14.2.      Neither party may disclose any Confidential Information to any person without the other party’s written consent, except to Representatives requiring the information for the purposes of, and in accordance with, this Agreement, or if either party is required to do so by law or an Exchange or in connection with legal proceedings relating to this Agreement.

14.3.      This clause survives termination (for whatever reason) of this Agreement.

15.        Electrical Tagging

15.1.      You are responsible for arranging at Your cost, the re-testing and re-tagging of the Hire Item in accordance with the manufacturer’s instructions and the Australian Standards requirements.

16.        General

These Terms are governed by the laws of New South Wales, Australia and each party submits to the non-exclusive jurisdiction of the courts of New South Wales.
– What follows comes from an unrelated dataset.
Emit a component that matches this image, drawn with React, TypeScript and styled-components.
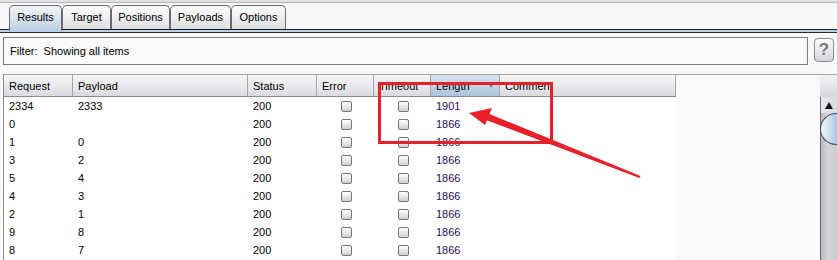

A provision of or right created under this Agreement will not be waived by Select Productions or varied except in writing signed by an authorised representative of Select Productions. A waiver by Select Productions of a provision will not waive any other provision of this Agreement or constitute a continuing waiver unless expressly provided. If a provision or right or remedy of a party under this Agreement is void or unenforceable for any reason than that part will be read down or severed from this Agreement without affecting the validity or enforceability of the remaining provisions. You are not entitled to set off against or deduct from the price any sums owed or claimed to be owed to You by Us. The description, illustration and performance of any product contained in our catalogue, marketing material, price list or advertising does not form part of this agreement unless expressly set out in this agreement. We may complete any blanks on any form on Your behalf.

Terms and Conditions last updated on 20 March 2024.